To this must be added the “imprisoned Lula” effect, which was useful for the opposition in removing him from the scene, with charges of corruption never proven. Not only that, but then working to humiliate him and diminish his charisma so as to not influence the results.
Then there will have to be computed other unavoidable elements that have masked the victory of those who have carried out an electoral campaign loaded with threats to the popular sectors and who have opened the door to sectarian violence, very similar to that experienced by Germany in the brutal days of Adolf Hitler. In this regard, we must not forget just how big a role that the reactionary evangelical Pentecostal churches played in turning Bolsonaro into the “angel of salvation” in their sermons while characterizing Lula and his followers as the “demons” to be destroyed.
Another issue to bear in mind is how the anti-PT vote has played out, as a result of many lies, but also the acts of corruption in which several of its leaders undoubtedly fell into. In this aspect, the onslaught of the right was fed by this reality. To continue denying it at this point is of no use. And in no way does this take away from the many positive aspects of the PT, especially in Lula’s time.
Now, as Joao Pedro Stedile of the MST said, and as Fernando Haddad himself repeated on his post-election night speech; the only great path left to the Brazilian people is that of resistance. In order to do this, it is useless to become discouraged or fall into depressive wells no matter how hard this blow is received.

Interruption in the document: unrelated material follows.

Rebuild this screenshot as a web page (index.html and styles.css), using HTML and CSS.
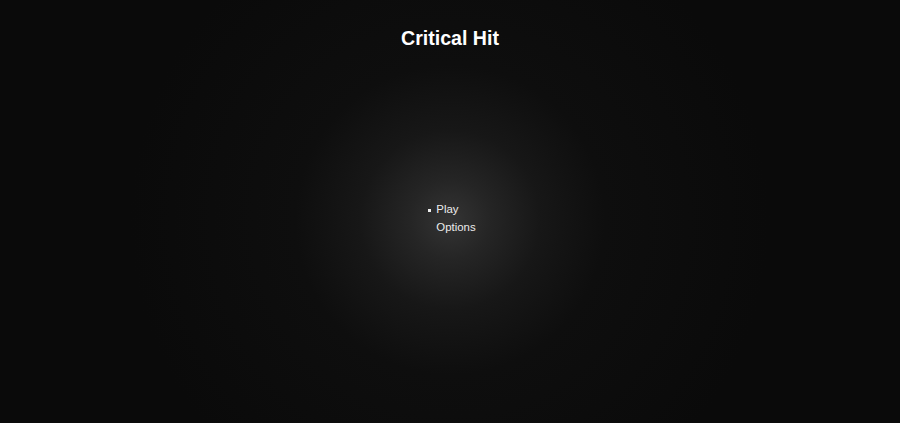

It is important to emphasize the role that many in Brazil have played all these years. There has been the constant and militant Landless and the Homeless movements, also the recent strength given to the struggle by women and sexual dissidents, who have not stopped fighting for a single day, many times submerged in the impotence of not being heard by those who had the obligation to do so. There have been thousands who have confronted hit men, millionaire landowners, Mother Earth’s predators, xenophobes, racists and more. For them, talking about resistance is commonplace and surely, because they are part of those who have threatened Bolsonario in the electoral campaign, they will have to continue to be in the front line of the battle against the plundering and oppressive bourgeoisie.
The issue is to not to leave them out there by themselves, as happened in part during several periods of the Temer government. They are part of a vanguard of popular unity that will have to be built step by step from this point on, including incorporating the Brazilian trade union movement.
It is essential there and in other countries that suffer right-wing tyrannies that their respective fuhrers (with Bolsonaro at the head) do not find governance easy, there must be a wearing down of their authoritarian mandate, rejecting their bravado and denouncing their brutalities locally and internationally. Fascism “made in Brazil” cannot be given the slightest advantage in these four years mandate. In the name of Marielle Franco, for Moa and for all the young people who have fallen from the hands of barbarity of Bolsonaro’s “black shirts”.